-- start Recorded information --

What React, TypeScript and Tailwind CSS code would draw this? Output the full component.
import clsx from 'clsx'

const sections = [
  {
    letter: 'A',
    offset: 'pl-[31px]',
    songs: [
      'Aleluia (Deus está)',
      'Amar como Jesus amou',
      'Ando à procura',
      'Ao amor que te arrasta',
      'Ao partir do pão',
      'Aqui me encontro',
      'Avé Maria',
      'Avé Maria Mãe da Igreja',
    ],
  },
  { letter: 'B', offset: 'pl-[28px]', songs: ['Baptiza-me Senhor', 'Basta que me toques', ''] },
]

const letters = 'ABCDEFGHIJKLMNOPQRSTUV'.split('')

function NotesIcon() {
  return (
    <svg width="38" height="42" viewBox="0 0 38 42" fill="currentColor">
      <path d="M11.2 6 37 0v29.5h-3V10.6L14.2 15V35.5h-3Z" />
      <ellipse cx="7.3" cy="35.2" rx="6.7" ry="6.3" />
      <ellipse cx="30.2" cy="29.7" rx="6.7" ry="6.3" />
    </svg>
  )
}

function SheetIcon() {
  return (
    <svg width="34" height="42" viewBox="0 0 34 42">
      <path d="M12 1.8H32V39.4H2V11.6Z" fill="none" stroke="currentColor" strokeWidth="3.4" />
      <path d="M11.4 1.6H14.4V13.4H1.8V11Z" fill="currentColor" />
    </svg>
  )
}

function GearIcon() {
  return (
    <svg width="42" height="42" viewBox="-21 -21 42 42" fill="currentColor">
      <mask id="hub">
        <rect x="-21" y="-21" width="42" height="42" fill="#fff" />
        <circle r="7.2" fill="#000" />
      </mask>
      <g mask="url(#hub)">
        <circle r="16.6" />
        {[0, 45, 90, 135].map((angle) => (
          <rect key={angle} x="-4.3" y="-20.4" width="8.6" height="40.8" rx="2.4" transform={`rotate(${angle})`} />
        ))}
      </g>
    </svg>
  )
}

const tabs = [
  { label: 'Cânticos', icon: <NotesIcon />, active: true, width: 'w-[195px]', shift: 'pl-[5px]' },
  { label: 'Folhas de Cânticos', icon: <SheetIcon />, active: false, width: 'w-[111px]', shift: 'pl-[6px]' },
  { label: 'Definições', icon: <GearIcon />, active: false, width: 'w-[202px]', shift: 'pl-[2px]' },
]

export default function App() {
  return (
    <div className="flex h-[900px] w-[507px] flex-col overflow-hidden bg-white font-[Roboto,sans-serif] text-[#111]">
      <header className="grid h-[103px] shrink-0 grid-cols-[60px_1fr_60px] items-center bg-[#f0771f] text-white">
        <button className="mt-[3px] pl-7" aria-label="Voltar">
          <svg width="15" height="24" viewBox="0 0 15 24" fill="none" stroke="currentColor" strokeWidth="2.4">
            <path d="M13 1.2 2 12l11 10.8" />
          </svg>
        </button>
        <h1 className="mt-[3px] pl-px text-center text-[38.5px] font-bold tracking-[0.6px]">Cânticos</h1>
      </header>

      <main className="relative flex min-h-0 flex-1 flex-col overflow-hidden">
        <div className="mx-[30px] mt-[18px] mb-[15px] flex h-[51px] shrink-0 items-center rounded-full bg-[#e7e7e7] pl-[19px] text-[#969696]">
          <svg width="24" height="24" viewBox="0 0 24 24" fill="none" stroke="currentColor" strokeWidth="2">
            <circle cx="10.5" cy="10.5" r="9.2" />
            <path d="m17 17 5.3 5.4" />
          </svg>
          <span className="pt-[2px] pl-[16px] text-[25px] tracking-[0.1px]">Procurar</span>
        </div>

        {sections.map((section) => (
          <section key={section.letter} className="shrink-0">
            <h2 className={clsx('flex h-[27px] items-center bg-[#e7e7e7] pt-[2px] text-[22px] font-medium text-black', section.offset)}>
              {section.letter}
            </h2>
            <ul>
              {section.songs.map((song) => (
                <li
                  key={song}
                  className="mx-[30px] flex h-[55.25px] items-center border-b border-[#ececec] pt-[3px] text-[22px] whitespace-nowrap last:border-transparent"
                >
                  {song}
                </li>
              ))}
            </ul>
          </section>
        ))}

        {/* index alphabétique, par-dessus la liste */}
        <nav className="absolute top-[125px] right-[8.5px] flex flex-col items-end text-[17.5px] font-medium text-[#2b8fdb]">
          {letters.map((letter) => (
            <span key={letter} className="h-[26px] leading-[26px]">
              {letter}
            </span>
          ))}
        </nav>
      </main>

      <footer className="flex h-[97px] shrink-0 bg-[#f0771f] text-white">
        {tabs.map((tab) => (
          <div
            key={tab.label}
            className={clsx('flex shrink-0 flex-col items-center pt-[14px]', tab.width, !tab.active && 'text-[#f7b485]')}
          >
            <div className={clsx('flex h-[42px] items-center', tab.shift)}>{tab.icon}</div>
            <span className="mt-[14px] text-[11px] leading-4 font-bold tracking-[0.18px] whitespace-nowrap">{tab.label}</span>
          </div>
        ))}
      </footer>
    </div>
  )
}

-- end Recorded information --

### Task brief
Extract all of the material exactly as it is written.

### The reply
What React, TypeScript and Tailwind CSS code would draw this? Output the full component.
import clsx from 'clsx'

const sections = [
  {
    letter: 'A',
    offset: 'pl-[31px]',
    songs: [
      'Aleluia (Deus está)',
      'Amar como Jesus amou',
      'Ando à procura',
      'Ao amor que te arrasta',
      'Ao partir do pão',
      'Aqui me encontro',
      'Avé Maria',
      'Avé Maria Mãe da Igreja',
    ],
  },
  { letter: 'B', offset: 'pl-[28px]', songs: ['Baptiza-me Senhor', 'Basta que me toques', ''] },
]

const letters = 'ABCDEFGHIJKLMNOPQRSTUV'.split('')

function NotesIcon() {
  return (
    <svg width="38" height="42" viewBox="0 0 38 42" fill="currentColor">
      <path d="M11.2 6 37 0v29.5h-3V10.6L14.2 15V35.5h-3Z" />
      <ellipse cx="7.3" cy="35.2" rx="6.7" ry="6.3" />
      <ellipse cx="30.2" cy="29.7" rx="6.7" ry="6.3" />
    </svg>
  )
}

function SheetIcon() {
  return (
    <svg width="34" height="42" viewBox="0 0 34 42">
      <path d="M12 1.8H32V39.4H2V11.6Z" fill="none" stroke="currentColor" strokeWidth="3.4" />
      <path d="M11.4 1.6H14.4V13.4H1.8V11Z" fill="currentColor" />
    </svg>
  )
}

function GearIcon() {
  return (
    <svg width="42" height="42" viewBox="-21 -21 42 42" fill="currentColor">
      <mask id="hub">
        <rect x="-21" y="-21" width="42" height="42" fill="#fff" />
        <circle r="7.2" fill="#000" />
      </mask>
      <g mask="url(#hub)">
        <circle r="16.6" />
        {[0, 45, 90, 135].map((angle) => (
          <rect key={angle} x="-4.3" y="-20.4" width="8.6" height="40.8" rx="2.4" transform={`rotate(${angle})`} />
        ))}
      </g>
    </svg>
  )
}

const tabs = [
  { label: 'Cânticos', icon: <NotesIcon />, active: true, width: 'w-[195px]', shift: 'pl-[5px]' },
  { label: 'Folhas de Cânticos', icon: <SheetIcon />, active: false, width: 'w-[111px]', shift: 'pl-[6px]' },
  { label: 'Definições', icon: <GearIcon />, active: false, width: 'w-[202px]', shift: 'pl-[2px]' },
]

export default function App() {
  return (
    <div className="flex h-[900px] w-[507px] flex-col overflow-hidden bg-white font-[Roboto,sans-serif] text-[#111]">
      <header className="grid h-[103px] shrink-0 grid-cols-[60px_1fr_60px] items-center bg-[#f0771f] text-white">
        <button className="mt-[3px] pl-7" aria-label="Voltar">
          <svg width="15" height="24" viewBox="0 0 15 24" fill="none" stroke="currentColor" strokeWidth="2.4">
            <path d="M13 1.2 2 12l11 10.8" />
          </svg>
        </button>
        <h1 className="mt-[3px] pl-px text-center text-[38.5px] font-bold tracking-[0.6px]">Cânticos</h1>
      </header>

      <main className="relative flex min-h-0 flex-1 flex-col overflow-hidden">
        <div className="mx-[30px] mt-[18px] mb-[15px] flex h-[51px] shrink-0 items-center rounded-full bg-[#e7e7e7] pl-[19px] text-[#969696]">
          <svg width="24" height="24" viewBox="0 0 24 24" fill="none" stroke="currentColor" strokeWidth="2">
            <circle cx="10.5" cy="10.5" r="9.2" />
            <path d="m17 17 5.3 5.4" />
          </svg>
          <span className="pt-[2px] pl-[16px] text-[25px] tracking-[0.1px]">Procurar</span>
        </div>

        {sections.map((section) => (
          <section key={section.letter} className="shrink-0">
            <h2 className={clsx('flex h-[27px] items-center bg-[#e7e7e7] pt-[2px] text-[22px] font-medium text-black', section.offset)}>
              {section.letter}
            </h2>
            <ul>
              {section.songs.map((song) => (
                <li
                  key={song}
                  className="mx-[30px] flex h-[55.25px] items-center border-b border-[#ececec] pt-[3px] text-[22px] whitespace-nowrap last:border-transparent"
                >
                  {song}
                </li>
              ))}
            </ul>
          </section>
        ))}

        {/* index alphabétique, par-dessus la liste */}
        <nav className="absolute top-[125px] right-[8.5px] flex flex-col items-end text-[17.5px] font-medium text-[#2b8fdb]">
          {letters.map((letter) => (
            <span key={letter} className="h-[26px] leading-[26px]">
              {letter}
            </span>
          ))}
        </nav>
      </main>

      <footer className="flex h-[97px] shrink-0 bg-[#f0771f] text-white">
        {tabs.map((tab) => (
          <div
            key={tab.label}
            className={clsx('flex shrink-0 flex-col items-center pt-[14px]', tab.width, !tab.active && 'text-[#f7b485]')}
          >
            <div className={clsx('flex h-[42px] items-center', tab.shift)}>{tab.icon}</div>
            <span className="mt-[14px] text-[11px] leading-4 font-bold tracking-[0.18px] whitespace-nowrap">{tab.label}</span>
          </div>
        ))}
      </footer>
    </div>
  )
}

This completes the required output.